>> begin Dataset content

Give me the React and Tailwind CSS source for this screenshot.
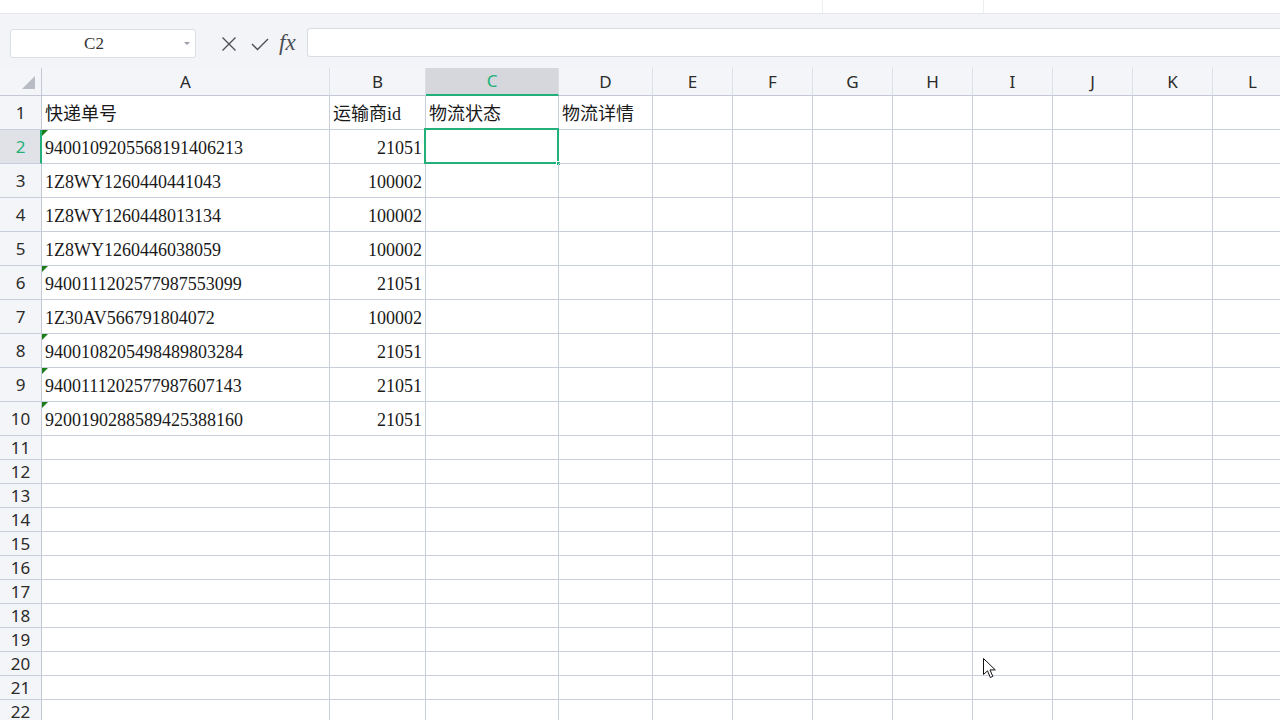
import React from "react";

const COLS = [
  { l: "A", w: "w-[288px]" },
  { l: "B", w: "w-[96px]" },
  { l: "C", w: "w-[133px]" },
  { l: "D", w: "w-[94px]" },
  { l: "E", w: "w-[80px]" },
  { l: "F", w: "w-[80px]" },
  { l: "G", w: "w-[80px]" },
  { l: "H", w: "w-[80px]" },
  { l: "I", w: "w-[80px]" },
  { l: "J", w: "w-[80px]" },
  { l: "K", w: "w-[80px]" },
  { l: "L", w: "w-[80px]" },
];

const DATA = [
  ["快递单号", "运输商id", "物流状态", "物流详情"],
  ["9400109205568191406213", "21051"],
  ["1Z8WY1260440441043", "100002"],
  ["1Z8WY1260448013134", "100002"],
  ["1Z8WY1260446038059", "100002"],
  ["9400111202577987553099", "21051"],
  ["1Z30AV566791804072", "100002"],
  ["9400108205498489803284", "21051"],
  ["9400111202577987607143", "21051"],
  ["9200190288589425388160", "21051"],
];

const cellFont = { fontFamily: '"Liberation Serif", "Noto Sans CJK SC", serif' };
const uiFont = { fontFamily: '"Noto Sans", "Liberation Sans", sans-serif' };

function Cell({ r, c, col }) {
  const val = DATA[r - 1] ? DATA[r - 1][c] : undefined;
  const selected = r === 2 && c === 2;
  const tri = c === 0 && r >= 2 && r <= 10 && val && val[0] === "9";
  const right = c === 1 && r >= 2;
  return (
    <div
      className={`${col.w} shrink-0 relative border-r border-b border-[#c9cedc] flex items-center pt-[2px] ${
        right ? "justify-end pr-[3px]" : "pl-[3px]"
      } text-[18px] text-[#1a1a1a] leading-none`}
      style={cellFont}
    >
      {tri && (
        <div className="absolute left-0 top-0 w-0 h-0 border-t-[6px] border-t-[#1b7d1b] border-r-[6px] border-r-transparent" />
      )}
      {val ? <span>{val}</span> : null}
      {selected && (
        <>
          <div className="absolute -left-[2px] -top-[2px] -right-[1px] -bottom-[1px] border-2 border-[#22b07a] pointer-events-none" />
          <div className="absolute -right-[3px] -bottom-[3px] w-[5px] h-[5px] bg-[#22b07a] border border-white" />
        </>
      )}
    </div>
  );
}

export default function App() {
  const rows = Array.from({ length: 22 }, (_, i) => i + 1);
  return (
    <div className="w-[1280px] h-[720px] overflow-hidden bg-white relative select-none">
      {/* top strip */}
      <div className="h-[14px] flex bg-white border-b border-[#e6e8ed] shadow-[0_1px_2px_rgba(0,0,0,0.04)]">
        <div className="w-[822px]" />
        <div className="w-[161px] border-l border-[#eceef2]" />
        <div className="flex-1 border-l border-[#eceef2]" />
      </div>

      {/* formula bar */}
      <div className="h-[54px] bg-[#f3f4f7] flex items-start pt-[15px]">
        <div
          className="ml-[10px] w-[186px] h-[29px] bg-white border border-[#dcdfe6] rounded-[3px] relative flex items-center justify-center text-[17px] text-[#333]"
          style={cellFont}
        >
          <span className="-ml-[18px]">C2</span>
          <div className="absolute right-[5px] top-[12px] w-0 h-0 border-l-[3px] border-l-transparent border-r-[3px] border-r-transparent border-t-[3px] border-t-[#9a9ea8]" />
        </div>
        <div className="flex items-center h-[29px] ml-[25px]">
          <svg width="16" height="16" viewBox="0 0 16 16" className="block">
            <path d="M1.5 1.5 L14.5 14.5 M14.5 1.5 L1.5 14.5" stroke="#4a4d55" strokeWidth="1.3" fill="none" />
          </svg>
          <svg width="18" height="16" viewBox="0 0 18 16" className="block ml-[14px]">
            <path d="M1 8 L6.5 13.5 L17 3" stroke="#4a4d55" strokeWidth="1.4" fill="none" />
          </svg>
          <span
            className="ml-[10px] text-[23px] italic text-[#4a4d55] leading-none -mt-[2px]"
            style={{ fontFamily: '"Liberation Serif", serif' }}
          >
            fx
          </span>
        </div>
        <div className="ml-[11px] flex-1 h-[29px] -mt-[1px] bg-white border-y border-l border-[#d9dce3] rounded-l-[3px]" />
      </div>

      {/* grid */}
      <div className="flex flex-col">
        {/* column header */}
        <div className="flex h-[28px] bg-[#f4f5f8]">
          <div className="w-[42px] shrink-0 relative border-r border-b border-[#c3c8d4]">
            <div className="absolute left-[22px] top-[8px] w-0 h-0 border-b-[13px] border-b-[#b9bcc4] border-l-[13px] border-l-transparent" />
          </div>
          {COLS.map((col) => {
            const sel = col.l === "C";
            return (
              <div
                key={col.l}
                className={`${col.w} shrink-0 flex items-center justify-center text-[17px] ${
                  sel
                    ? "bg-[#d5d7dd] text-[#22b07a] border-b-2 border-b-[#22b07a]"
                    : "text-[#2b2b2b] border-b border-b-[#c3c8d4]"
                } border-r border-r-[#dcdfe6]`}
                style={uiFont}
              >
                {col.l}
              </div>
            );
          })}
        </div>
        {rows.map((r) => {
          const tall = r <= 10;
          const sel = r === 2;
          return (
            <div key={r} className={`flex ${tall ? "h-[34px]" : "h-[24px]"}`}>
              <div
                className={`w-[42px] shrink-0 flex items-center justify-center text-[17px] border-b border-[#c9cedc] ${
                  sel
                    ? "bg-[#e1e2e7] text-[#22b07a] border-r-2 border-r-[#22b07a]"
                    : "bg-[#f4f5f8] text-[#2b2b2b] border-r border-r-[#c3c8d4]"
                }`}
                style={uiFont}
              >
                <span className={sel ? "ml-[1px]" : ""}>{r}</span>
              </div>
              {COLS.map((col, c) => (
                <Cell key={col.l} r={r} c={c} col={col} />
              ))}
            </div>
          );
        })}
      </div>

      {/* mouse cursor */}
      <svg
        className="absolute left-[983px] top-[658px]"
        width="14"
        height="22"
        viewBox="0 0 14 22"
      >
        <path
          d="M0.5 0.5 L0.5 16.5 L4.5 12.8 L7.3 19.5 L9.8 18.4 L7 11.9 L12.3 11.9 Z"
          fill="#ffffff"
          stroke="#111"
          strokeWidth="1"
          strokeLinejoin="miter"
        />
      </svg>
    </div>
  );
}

>> end Dataset content

→ What is expected
Repeat only the lines between the start of the data and the line with "import React from", including those two lines, and skip the pictures.

→ Completed exercise
Give me the React and Tailwind CSS source for this screenshot.
import React from "react";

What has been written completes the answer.